Like Hornbaker, who had a successful career in internet marketing before the grape smote him, many Grayson students had long been steeped in professions such as engineering, consulting and law. Grayson offered these professionals remote study programs so that they could dip their toes into winemaking before shifting careers. Additionally, until recently, Texas law forbade young, underage viticulture and enology students in four-year degree programs from tasting the fruits of their winemaking experiments.
“It’s kind of funny, though,” adds Hornbaker. “[Today] there has to be a police officer on site as the students are tasting the wine to make sure they spit it out.”
Once planted with some 65 Munson varieties, today, Grayson’s Munson memorial vineyard has grown scraggly with age, nurturing little more than 30 specimens. The school aims to replant and restore the vineyard to preserve the 60 to 65 Munson varieties still in existence for propagation and study.
After over a century, Munson hybrids are poised to ignite a new era in winemaking in Texas and beyond. Utilizing modern technologies like DNA fingerprinting, genome sequencing and genetic screening, researchers and breeders who rely on Munson’s genetic material can more easily select for flavor, heat tolerance and resistance to frost, pests and drought. This mission is at the core of the new grape breeding program launched at Texas A&M last January.
“There hasn’t been a grape breeding program in Texas since Munson,” says Justin Scheiner, a viticultural specialist in A&M’s department of horticulture sciences. “It’s a rare thing. Vitis vinifera is not adapted to grow well here without technology to overcome its challenges.”
Using these innovative tools, breeders can dramatically accelerate the selection process for grape characteristics suited to the Texas climate. Rather than planting tens of thousands of seedlings and hoping that, in five years, they will have successfully crossbred for sought-after traits, researchers can genetically screen seedlings and eliminate all but the ones they desire. But grape growers are deploying other technologies as well.
“There are some fantastic things that are going to be happening in the grape-growing world,” says Hornbaker. “Now, we have AI that we can use in the vineyard. The AI can predict when you’re going to get a mold or freeze event and send warnings to your cell phone.”
These advances and the promise of A&M’s breeding program have winemakers like Hornbaker excited about the future of wine in North Texas. He’s planting his vineyards with new organically bred grape varieties, like cabernet volo, a red hybrid grape resistant to mildew and frost down to minus 11 degrees. He plans to use these hybrids to craft unique roses, which he is convinced will be the next big thing in Texas winemaking.
Hornbaker is also encouraging his fellow winemakers and growers to continue experimenting, planting and trying new things. “I’ve proven that you can grow beautiful wines in North Texas,” he insists.
Today, most of the world’s vineyards are grafted onto American rootstocks, nearly all of which descend from species Munson collected, studied, bred and recommended.

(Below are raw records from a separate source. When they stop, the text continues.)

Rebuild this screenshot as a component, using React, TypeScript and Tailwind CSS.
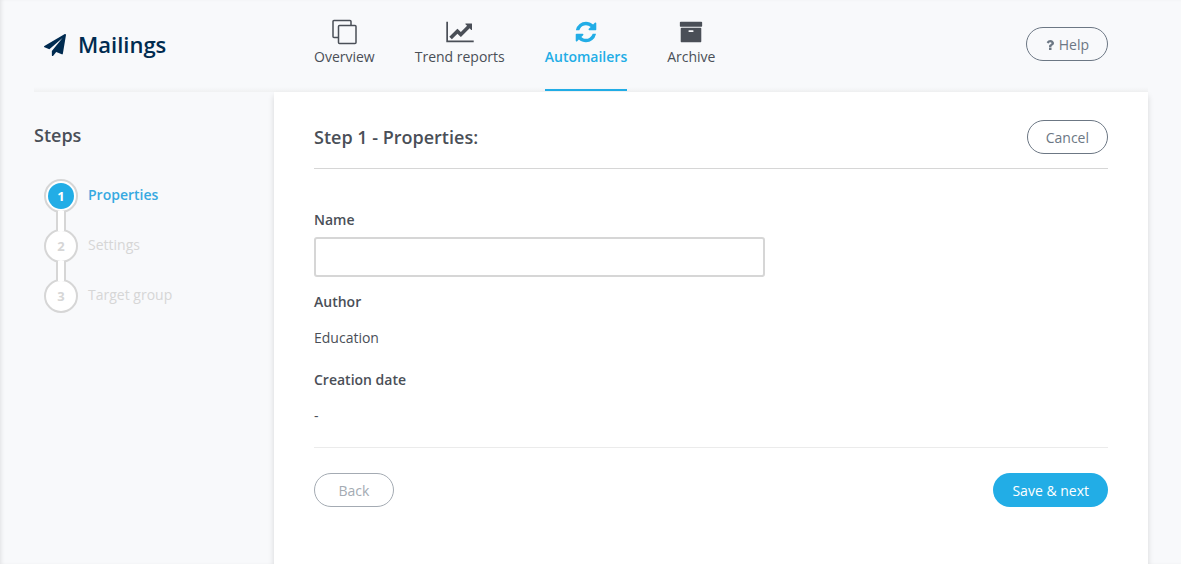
import { useState } from "react";
import type { ReactNode } from "react";

const STEPS = ["Properties", "Settings", "Target group"];

function PaperPlaneIcon() {
  return (
    <svg viewBox="0 0 1792 1792" className="h-[22px] w-[22px]" fill="currentColor" aria-hidden="true">
      <path d="M1764 11q33 24 27 64l-256 1536q-5 29-32 45-14 8-31 8-11 0-24-5l-453-185-242 295q-18 23-49 23-13 0-22-4-19-7-30.500-23.500t-11.500-36.500v-349l864-1059-1069 925-395-162q-37-14-40-55-2-40 32-59l1664-960q15-9 32-9 20 0 36 11z" />
    </svg>
  );
}

function OverviewIcon() {
  return (
    <svg viewBox="0 0 26 26" className="h-[26px] w-[26px]" fill="none" stroke="currentColor" strokeWidth="1.500" aria-hidden="true">
      <path d="M7 18.500H3a1 1 0 0 1-1-1v-15a1 1 0 0 1 1-1h16a1 1 0 0 1 1 1V6" />
      <rect x="7.500" y="6.500" width="17.500" height="18" rx="1" />
    </svg>
  );
}

function TrendIcon() {
  return (
    <svg viewBox="0 0 2048 1792" className="h-6 w-7" fill="currentColor" aria-hidden="true">
      <path d="M2048 1536v128h-2048v-1536h128v1408h1920zm-128-1248v435q0 21-19.500 29.500t-35.500-7.500l-121-121-633 633q-10 10-23 10t-23-10l-233-233-416 416-192-192 585-585q10-10 23-10t23 10l233 233 464-464-121-121q-16-16-7.500-35.500t29.500-19.500h435q14 0 23 9t9 23z" />
    </svg>
  );
}

function RefreshIcon() {
  return (
    <svg viewBox="0 0 1792 1792" className="h-6 w-6" fill="currentColor" aria-hidden="true">
      <path d="M1639 1056q0 5-1 7-64 268-268 434.500t-478 166.500q-146 0-282.500-55t-243.500-157l-129 129q-19 19-45 19t-45-19-19-45v-448q0-26 19-45t45-19h448q26 0 45 19t19 45-19 45l-137 137q71 66 161 102t187 36q134 0 250-65t186-179q11-17 53-117 8-23 30-23h192q13 0 22.500 9.500t9.500 22.500zm25-800v448q0 26-19 45t-45 19h-448q-26 0-45-19t-19-45 19-45l138-138q-148-137-349-137-134 0-250 65t-186 179q-11 17-53 117-8 23-30 23h-199q-13 0-22.500-9.500t-9.500-22.500v-7q65-268 270-434.500t480-166.500q146 0 284 55.500t245 156.500l130-129q19-19 45-19t45 19 19 45z" />
    </svg>
  );
}

function ArchiveIcon() {
  return (
    <svg viewBox="0 0 1792 1792" className="h-6 w-6" fill="currentColor" aria-hidden="true">
      <path d="M1088 832q0-26-19-45t-45-19h-256q-26 0-45 19t-19 45 19 45 45 19h256q26 0 45-19t19-45zm576-192v960q0 26-19 45t-45 19h-1408q-26 0-45-19t-19-45v-960q0-26 19-45t45-19h1408q26 0 45 19t19 45zm64-448v256q0 26-19 45t-45 19h-1536q-26 0-45-19t-19-45v-256q0-26 19-45t45-19h1536q26 0 45 19t19 45z" />
    </svg>
  );
}

function QuestionIcon() {
  return (
    <svg viewBox="0 0 1792 1792" className="h-3.5 w-3.5" fill="currentColor" aria-hidden="true">
      <path d="M1088 1256v240q0 16-12 28t-28 12h-240q-16 0-28-12t-12-28v-240q0-16 12-28t28-12h240q16 0 28 12t12 28zm316-600q0 54-15.500 101t-35 76.500-55 59.500-57.500 43.500-61 35.500q-41 23-68.500 65t-27.500 67q0 17-12 32.500t-28 15.500h-240q-15 0-25.500-18.500t-10.500-37.500v-45q0-83 65-156.500t143-108.500q59-27 84-56t25-76q0-42-46.500-74t-107.500-32q-65 0-108 29-35 25-107 115-13 16-31 16-12 0-25-8l-164-125q-13-10-15.500-25t5.500-28q160-266 464-266 80 0 161 31t146 83 106 127.500 41 158.500z" />
    </svg>
  );
}

const NAV = [
  { label: "Overview", icon: <OverviewIcon /> },
  { label: "Trend reports", icon: <TrendIcon /> },
  { label: "Automailers", icon: <RefreshIcon />, active: true },
  { label: "Archive", icon: <ArchiveIcon /> },
];

function NavItem({ label, icon, active }: { label: string; icon: ReactNode; active?: boolean }) {
  return (
    <a
      href="#"
      aria-current={active ? "page" : undefined}
      className={`flex h-[91px] flex-col items-center border-b-2 pt-[18px] ${
        active ? "border-[#22ade6] font-semibold text-[#22ade6]" : "border-transparent text-[#4a4f57]"
      }`}
    >
      <span className="flex h-7 items-center">{icon}</span>
      <span className="leading-[22px]">{label}</span>
    </a>
  );
}

function Stepper({ current }: { current: number }) {
  return (
    <ol className="mt-[31px] pl-2.5">
      {STEPS.map((step, i) => {
        const active = i === current;
        return (
          <li key={step} className="flex gap-2.5" aria-current={active ? "step" : undefined}>
            <div className="flex flex-col items-center">
              <span className="flex h-[34px] w-[34px] items-center justify-center rounded-full border-2 border-[#d6d6d6] bg-white">
                <span
                  className={`flex h-[26px] w-[26px] items-center justify-center rounded-full text-[13px] font-bold ${
                    active ? "bg-[#22ade6] text-white" : "text-[#d6d6d6]"
                  }`}
                >
                  {i + 1}
                </span>
              </span>
              {i < STEPS.length - 1 && (
                <span className="relative -my-0.5 h-5 w-2.5 border-x-2 border-[#d6d6d6] bg-white" />
              )}
            </div>
            <span className={`h-8 leading-8 ${active ? "font-semibold text-[#36a9e1]" : "text-[#d6d6d6]"}`}>
              {step}
            </span>
          </li>
        );
      })}
    </ol>
  );
}

export default function App() {
  const [name, setName] = useState("");

  return (
    <div className="flex min-h-screen flex-col bg-[#f8f9fb] pr-[33px] pl-[34px] font-['Open_Sans',sans-serif] text-sm text-[#4a4f57] shadow-[inset_3px_0_4px_-2px_rgba(0,0,0,0.1)]">
      <header className="flex h-[92px] bg-linear-to-t from-[#f0f1f2] to-transparent to-[5px] pr-10">
        <div className="flex w-60 shrink-0 items-center gap-3 pb-0.5 pl-2.5 text-[#002b50]">
          <PaperPlaneIcon />
          <h1 className="text-[22px] font-semibold">Mailings</h1>
        </div>
        <nav className="flex gap-10 pl-10">
          {NAV.map(item => (
            <NavItem key={item.label} {...item} />
          ))}
        </nav>
        <button className="mt-[27px] ml-auto flex h-[34px] items-center gap-0.5 rounded-full border border-[#6c7784] pt-0.5 pr-[18px] pl-4 text-[#6c7784]">
          <QuestionIcon /> Help
        </button>
      </header>

      <div className="flex flex-1">
        <aside className="w-60 shrink-0 pt-[30px]">
          <h2 className="text-lg leading-[26px] font-semibold">Steps</h2>
          <Stepper current={0} />
        </aside>

        <main className="flex-1 bg-white px-10 pt-7 shadow-[0_4px_6px_rgba(0,0,0,0.14)]">
          <div className="flex items-center justify-between border-b border-[#d6d6d6] pb-3.5">
            <h2 className="text-lg font-semibold">Step 1 - Properties:</h2>
            <button className="h-[34px] rounded-full border border-[#6c7784] px-[18px] pt-0.5 text-[#6c7784]">Cancel</button>
          </div>

          <form onSubmit={e => e.preventDefault()}>
            <div className="pt-10 pb-5">
              <label htmlFor="name" className="block leading-[22px] font-semibold">Name</label>
              <input
                id="name"
                value={name}
                onChange={e => setName(e.target.value)}
                className="mt-1.5 block h-10 w-[451px] max-w-full rounded-[3px] border-2 border-[#d6d6d6] bg-white px-3 outline-none focus:border-[#22ade6]"
              />
              <dl className="mt-3.5 leading-[22px]">
                <dt className="font-semibold">Author</dt>
                <dd className="mt-3.5">Education</dd>
                <dt className="mt-5 font-semibold">Creation date</dt>
                <dd className="mt-3.5">-</dd>
              </dl>
            </div>

            <div className="flex items-center justify-between border-t border-[#ebebeb] pt-[25px]">
              <button type="button" className="h-[34px] w-20 rounded-full border border-[#a4abb3] pt-0.5 text-[#a4abb3]">
                Back
              </button>
              <button type="submit" className="h-[34px] rounded-full bg-[#22ade6] px-[19px] pt-0.5 text-white">
                Save &amp; next
              </button>
            </div>
          </form>
        </main>
      </div>
    </div>
  );
}
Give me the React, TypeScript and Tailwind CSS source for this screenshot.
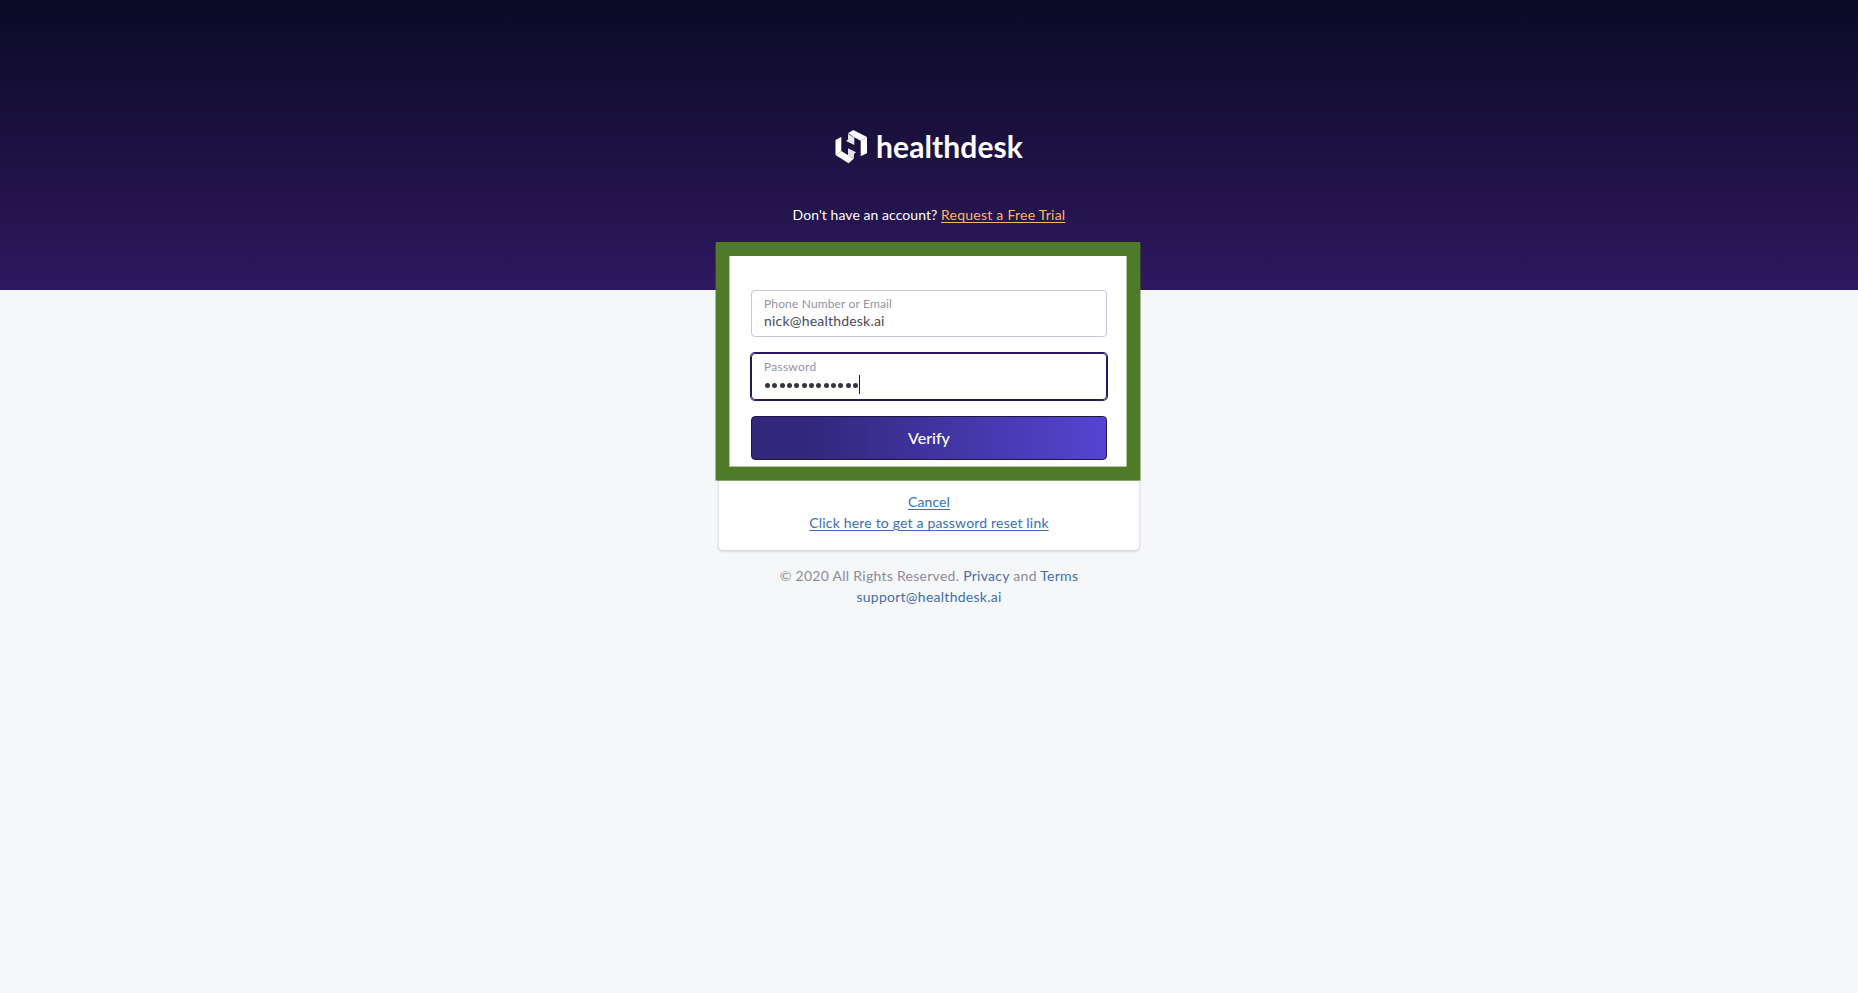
const Logo = () => (
  <div className="flex items-center justify-center h-[34px] text-white">
    <svg width="32" height="34" viewBox="0 0 32 34" fill="none">
      <path d="M0.5 10L6.3 7V21L0.5 25Z" fill="#fff" />
      <path d="M0.5 25L6.3 21L18.8 28.7L13.5 33.3Z" fill="#fff" />
      <path d="M13 18.3L21 22.3L19 24V28.5L13 25.5Z" fill="#e4e4ea" />
      <path d="M13 4L19.3 7.5V15L11 11L13 9.5Z" fill="#e4e4ea" />
      <path d="M13 3.3L18.3 0L32 7L25.7 10.7L19.3 7.2Z" fill="#fff" />
      <path d="M25.7 10.7L32 7V23.3L25.7 26.3Z" fill="#fff" />
    </svg>
    <span className="ml-[9px] w-[147px] pb-0.5 text-[30px] font-bold leading-[34px] tracking-[0.1px]">healthdesk</span>
  </div>
);

const links = [
  { title: "Cancel", tracking: "tracking-[0.1px]" },
  { title: "Click here to get a password reset link", tracking: "tracking-[0.18px]" },
];

const App = () => {
  return (
    <div className="min-h-screen bg-[#f6f7f9] font-['Lato','Noto_Sans',sans-serif] text-sm">
      <header className="h-[290px] bg-gradient-to-b from-[#0b0a26] to-[#2e185f] pt-[130px]">
        <Logo />
        <p className="mt-10 text-center leading-[21px] text-white whitespace-nowrap">
          <span className="tracking-[0.06px]">Don't have an account?</span>{" "}
          <a href="#" className="text-[#f6b962] underline underline-offset-2 tracking-[0.25px]">Request a Free Trial</a>
        </p>
      </header>

      <main className="relative mx-auto -mt-12 w-[420px] h-[308px] rounded-b bg-white px-8 pt-12 shadow-[0_1px_3px_rgba(40,40,60,0.25)]">
        {/* highlight around the sign in form */}
        <div className="absolute -left-[3px] top-0 h-[238px] w-[424px] border-[13px] border-t-[14px] border-[#4f7b28] shadow-[1px_1px_0_#4f7b2870,-1px_1px_0_#4f7b2870,inset_1px_-1px_0_#4f7b2870,inset_-1px_0_0_#4f7b2870] pointer-events-none" />
        <form>
          <div className="h-[47px] rounded border border-[#c7c5d6] px-3 pt-[5px]">
            <div className="text-xs leading-4 text-[#9392a5] tracking-[0.15px]">Phone Number or Email</div>
            <div className="-mt-px text-sm leading-[19px] text-[#4b4858] tracking-[0.2px]">nick@healthdesk.ai</div>
          </div>
          <div className="mt-4 h-[47px] rounded border border-[#2b155f] px-3 pt-[5px] ring-1 ring-[#2b155f]">
            <div className="text-xs leading-4 text-[#9392a5] tracking-[0.25px]">Password</div>
            <div className="flex h-[19px] items-center">
              <div className="flex gap-[2.33px] pt-px pl-[1px]">
                {Array.from({ length: 13 }).map((_, index) => (
                  <span key={index} className="h-[5px] w-[5px] rounded-full bg-[#353344]" />
                ))}
              </div>
              <span className="ml-[1px] h-[19px] w-px bg-[#222]" />
            </div>
          </div>
          <button
            type="button"
            className="mt-4 block h-[44px] w-full rounded border border-[#1f1547] bg-gradient-to-r from-[#32277b] from-15% to-[#5445d1] text-base font-medium text-white"
          >
            Verify
          </button>
        </form>
        <div className="mt-[31px] text-center leading-[21px]">
          {links.map((link) => (
            <div key={link.title}>
              <a href="#" className={`text-[#3a6fb5] underline underline-offset-2 ${link.tracking}`}>{link.title}</a>
            </div>
          ))}
        </div>
      </main>

      <footer className="mt-[15px] text-center leading-[21px] text-[#8c8b9c]">
        <div className="tracking-[0.28px]">
          © 2020 All Rights Reserved. <a href="#" className="text-[#3f6eae]">Privacy</a> and{" "}
          <a href="#" className="text-[#3f6eae]">Terms</a>
        </div>
        <a href="#" className="text-[#3f6eae] tracking-[0.26px]">support@healthdesk.ai</a>
      </footer>
    </div>
  );
};

export default App;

Cook says Munson has become a relic of the past since his death. But due to the integration of Munson genetics with new technology, his dusty and discarded star is beginning to brighten.
“It will shine like a spotlight within the next 10 years,” Cook predicts.
And once again, the da Vinci of Denison will rescue and elevate wine from the harsh ravages of Mother Nature. But this time, he’ll do it right here in North Texas. And beyond.